== DO THIS ==
Extract the complete data exactly as given.

--------------------------------

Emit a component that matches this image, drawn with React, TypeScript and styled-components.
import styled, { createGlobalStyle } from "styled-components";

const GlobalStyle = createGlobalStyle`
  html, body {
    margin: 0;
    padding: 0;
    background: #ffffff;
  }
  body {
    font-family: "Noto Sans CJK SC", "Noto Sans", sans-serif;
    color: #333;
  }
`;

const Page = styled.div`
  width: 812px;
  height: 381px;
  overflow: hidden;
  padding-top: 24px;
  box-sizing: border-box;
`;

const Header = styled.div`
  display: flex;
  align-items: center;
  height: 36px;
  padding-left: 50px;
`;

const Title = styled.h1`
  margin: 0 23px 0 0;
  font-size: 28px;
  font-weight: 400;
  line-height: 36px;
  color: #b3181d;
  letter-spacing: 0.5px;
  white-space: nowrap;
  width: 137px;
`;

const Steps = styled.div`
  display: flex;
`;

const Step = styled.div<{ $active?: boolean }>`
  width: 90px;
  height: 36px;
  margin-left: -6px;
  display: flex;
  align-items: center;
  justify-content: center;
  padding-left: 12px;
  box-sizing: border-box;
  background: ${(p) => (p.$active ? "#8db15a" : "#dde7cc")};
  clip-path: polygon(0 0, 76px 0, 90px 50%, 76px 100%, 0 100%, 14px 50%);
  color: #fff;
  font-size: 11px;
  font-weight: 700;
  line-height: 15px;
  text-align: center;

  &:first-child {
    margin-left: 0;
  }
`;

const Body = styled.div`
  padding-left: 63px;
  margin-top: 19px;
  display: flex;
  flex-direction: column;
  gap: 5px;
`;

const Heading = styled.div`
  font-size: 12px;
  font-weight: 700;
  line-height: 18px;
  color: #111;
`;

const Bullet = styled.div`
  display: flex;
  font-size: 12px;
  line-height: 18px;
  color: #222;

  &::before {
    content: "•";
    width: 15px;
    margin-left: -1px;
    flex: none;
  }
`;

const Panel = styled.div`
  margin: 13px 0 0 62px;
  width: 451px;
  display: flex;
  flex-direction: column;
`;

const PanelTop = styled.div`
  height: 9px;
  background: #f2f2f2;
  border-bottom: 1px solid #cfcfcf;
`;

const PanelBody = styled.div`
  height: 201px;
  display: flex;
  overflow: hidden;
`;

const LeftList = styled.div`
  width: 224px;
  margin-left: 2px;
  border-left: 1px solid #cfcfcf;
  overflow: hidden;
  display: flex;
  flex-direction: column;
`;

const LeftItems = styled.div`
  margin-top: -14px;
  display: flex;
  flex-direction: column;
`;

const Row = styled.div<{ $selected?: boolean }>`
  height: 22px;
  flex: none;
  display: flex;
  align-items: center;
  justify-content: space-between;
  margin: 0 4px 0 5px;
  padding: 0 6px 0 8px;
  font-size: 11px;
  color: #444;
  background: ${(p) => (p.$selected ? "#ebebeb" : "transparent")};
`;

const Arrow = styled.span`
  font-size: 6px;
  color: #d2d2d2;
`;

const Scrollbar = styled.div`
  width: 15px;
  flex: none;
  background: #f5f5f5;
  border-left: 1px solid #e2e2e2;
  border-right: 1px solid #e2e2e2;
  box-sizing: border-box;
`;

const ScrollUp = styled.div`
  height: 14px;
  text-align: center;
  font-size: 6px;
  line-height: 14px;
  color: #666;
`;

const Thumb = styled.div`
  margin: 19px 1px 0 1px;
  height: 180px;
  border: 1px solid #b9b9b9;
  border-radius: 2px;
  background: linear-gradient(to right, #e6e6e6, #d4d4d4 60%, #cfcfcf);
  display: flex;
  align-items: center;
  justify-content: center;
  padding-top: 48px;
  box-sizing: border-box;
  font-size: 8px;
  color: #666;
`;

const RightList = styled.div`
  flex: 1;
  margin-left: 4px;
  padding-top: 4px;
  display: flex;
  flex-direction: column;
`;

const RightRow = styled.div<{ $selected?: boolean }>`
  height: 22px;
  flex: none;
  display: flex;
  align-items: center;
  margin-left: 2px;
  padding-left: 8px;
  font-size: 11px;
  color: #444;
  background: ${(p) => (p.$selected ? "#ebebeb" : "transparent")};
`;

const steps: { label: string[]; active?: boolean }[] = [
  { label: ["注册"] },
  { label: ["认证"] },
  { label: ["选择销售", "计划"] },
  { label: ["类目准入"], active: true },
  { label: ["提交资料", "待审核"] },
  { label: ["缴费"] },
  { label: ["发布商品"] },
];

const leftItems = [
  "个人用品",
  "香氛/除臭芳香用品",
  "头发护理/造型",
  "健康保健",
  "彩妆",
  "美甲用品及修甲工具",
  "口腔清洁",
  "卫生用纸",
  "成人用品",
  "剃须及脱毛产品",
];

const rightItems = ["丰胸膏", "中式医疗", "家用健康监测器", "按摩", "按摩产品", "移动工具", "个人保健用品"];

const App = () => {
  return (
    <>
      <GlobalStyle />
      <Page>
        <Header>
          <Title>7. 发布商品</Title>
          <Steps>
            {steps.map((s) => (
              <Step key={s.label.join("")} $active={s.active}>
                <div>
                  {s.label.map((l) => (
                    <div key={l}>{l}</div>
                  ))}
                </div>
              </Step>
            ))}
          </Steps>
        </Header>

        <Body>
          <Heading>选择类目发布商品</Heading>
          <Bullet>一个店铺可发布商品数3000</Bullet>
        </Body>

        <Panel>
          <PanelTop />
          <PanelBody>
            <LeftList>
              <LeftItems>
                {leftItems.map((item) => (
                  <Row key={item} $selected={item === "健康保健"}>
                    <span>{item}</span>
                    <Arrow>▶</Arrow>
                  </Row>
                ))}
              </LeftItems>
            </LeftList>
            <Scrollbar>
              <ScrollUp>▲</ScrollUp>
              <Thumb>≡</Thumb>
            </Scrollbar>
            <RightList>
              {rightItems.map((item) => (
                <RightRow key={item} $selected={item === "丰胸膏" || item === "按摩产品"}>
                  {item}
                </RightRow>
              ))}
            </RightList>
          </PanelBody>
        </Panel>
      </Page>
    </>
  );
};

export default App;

--------------------------------

== ANSWER BELOW ==
Emit a component that matches this image, drawn with React, TypeScript and styled-components.
import styled, { createGlobalStyle } from "styled-components";

const GlobalStyle = createGlobalStyle`
  html, body {
    margin: 0;
    padding: 0;
    background: #ffffff;
  }
  body {
    font-family: "Noto Sans CJK SC", "Noto Sans", sans-serif;
    color: #333;
  }
`;

const Page = styled.div`
  width: 812px;
  height: 381px;
  overflow: hidden;
  padding-top: 24px;
  box-sizing: border-box;
`;

const Header = styled.div`
  display: flex;
  align-items: center;
  height: 36px;
  padding-left: 50px;
`;

const Title = styled.h1`
  margin: 0 23px 0 0;
  font-size: 28px;
  font-weight: 400;
  line-height: 36px;
  color: #b3181d;
  letter-spacing: 0.5px;
  white-space: nowrap;
  width: 137px;
`;

const Steps = styled.div`
  display: flex;
`;

const Step = styled.div<{ $active?: boolean }>`
  width: 90px;
  height: 36px;
  margin-left: -6px;
  display: flex;
  align-items: center;
  justify-content: center;
  padding-left: 12px;
  box-sizing: border-box;
  background: ${(p) => (p.$active ? "#8db15a" : "#dde7cc")};
  clip-path: polygon(0 0, 76px 0, 90px 50%, 76px 100%, 0 100%, 14px 50%);
  color: #fff;
  font-size: 11px;
  font-weight: 700;
  line-height: 15px;
  text-align: center;

  &:first-child {
    margin-left: 0;
  }
`;

const Body = styled.div`
  padding-left: 63px;
  margin-top: 19px;
  display: flex;
  flex-direction: column;
  gap: 5px;
`;

const Heading = styled.div`
  font-size: 12px;
  font-weight: 700;
  line-height: 18px;
  color: #111;
`;

const Bullet = styled.div`
  display: flex;
  font-size: 12px;
  line-height: 18px;
  color: #222;

  &::before {
    content: "•";
    width: 15px;
    margin-left: -1px;
    flex: none;
  }
`;

const Panel = styled.div`
  margin: 13px 0 0 62px;
  width: 451px;
  display: flex;
  flex-direction: column;
`;

const PanelTop = styled.div`
  height: 9px;
  background: #f2f2f2;
  border-bottom: 1px solid #cfcfcf;
`;

const PanelBody = styled.div`
  height: 201px;
  display: flex;
  overflow: hidden;
`;

const LeftList = styled.div`
  width: 224px;
  margin-left: 2px;
  border-left: 1px solid #cfcfcf;
  overflow: hidden;
  display: flex;
  flex-direction: column;
`;

const LeftItems = styled.div`
  margin-top: -14px;
  display: flex;
  flex-direction: column;
`;

const Row = styled.div<{ $selected?: boolean }>`
  height: 22px;
  flex: none;
  display: flex;
  align-items: center;
  justify-content: space-between;
  margin: 0 4px 0 5px;
  padding: 0 6px 0 8px;
  font-size: 11px;
  color: #444;
  background: ${(p) => (p.$selected ? "#ebebeb" : "transparent")};
`;

const Arrow = styled.span`
  font-size: 6px;
  color: #d2d2d2;
`;

const Scrollbar = styled.div`
  width: 15px;
  flex: none;
  background: #f5f5f5;
  border-left: 1px solid #e2e2e2;
  border-right: 1px solid #e2e2e2;
  box-sizing: border-box;
`;

const ScrollUp = styled.div`
  height: 14px;
  text-align: center;
  font-size: 6px;
  line-height: 14px;
  color: #666;
`;

const Thumb = styled.div`
  margin: 19px 1px 0 1px;
  height: 180px;
  border: 1px solid #b9b9b9;
  border-radius: 2px;
  background: linear-gradient(to right, #e6e6e6, #d4d4d4 60%, #cfcfcf);
  display: flex;
  align-items: center;
  justify-content: center;
  padding-top: 48px;
  box-sizing: border-box;
  font-size: 8px;
  color: #666;
`;

const RightList = styled.div`
  flex: 1;
  margin-left: 4px;
  padding-top: 4px;
  display: flex;
  flex-direction: column;
`;

const RightRow = styled.div<{ $selected?: boolean }>`
  height: 22px;
  flex: none;
  display: flex;
  align-items: center;
  margin-left: 2px;
  padding-left: 8px;
  font-size: 11px;
  color: #444;
  background: ${(p) => (p.$selected ? "#ebebeb" : "transparent")};
`;

const steps: { label: string[]; active?: boolean }[] = [
  { label: ["注册"] },
  { label: ["认证"] },
  { label: ["选择销售", "计划"] },
  { label: ["类目准入"], active: true },
  { label: ["提交资料", "待审核"] },
  { label: ["缴费"] },
  { label: ["发布商品"] },
];

const leftItems = [
  "个人用品",
  "香氛/除臭芳香用品",
  "头发护理/造型",
  "健康保健",
  "彩妆",
  "美甲用品及修甲工具",
  "口腔清洁",
  "卫生用纸",
  "成人用品",
  "剃须及脱毛产品",
];

const rightItems = ["丰胸膏", "中式医疗", "家用健康监测器", "按摩", "按摩产品", "移动工具", "个人保健用品"];

const App = () => {
  return (
    <>
      <GlobalStyle />
      <Page>
        <Header>
          <Title>7. 发布商品</Title>
          <Steps>
            {steps.map((s) => (
              <Step key={s.label.join("")} $active={s.active}>
                <div>
                  {s.label.map((l) => (
                    <div key={l}>{l}</div>
                  ))}
                </div>
              </Step>
            ))}
          </Steps>
        </Header>

        <Body>
          <Heading>选择类目发布商品</Heading>
          <Bullet>一个店铺可发布商品数3000</Bullet>
        </Body>

        <Panel>
          <PanelTop />
          <PanelBody>
            <LeftList>
              <LeftItems>
                {leftItems.map((item) => (
                  <Row key={item} $selected={item === "健康保健"}>
                    <span>{item}</span>
                    <Arrow>▶</Arrow>
                  </Row>
                ))}
              </LeftItems>
            </LeftList>
            <Scrollbar>
              <ScrollUp>▲</ScrollUp>
              <Thumb>≡</Thumb>
            </Scrollbar>
            <RightList>
              {rightItems.map((item) => (
                <RightRow key={item} $selected={item === "丰胸膏" || item === "按摩产品"}>
                  {item}
                </RightRow>
              ))}
            </RightList>
          </PanelBody>
        </Panel>
      </Page>
    </>
  );
};

export default App;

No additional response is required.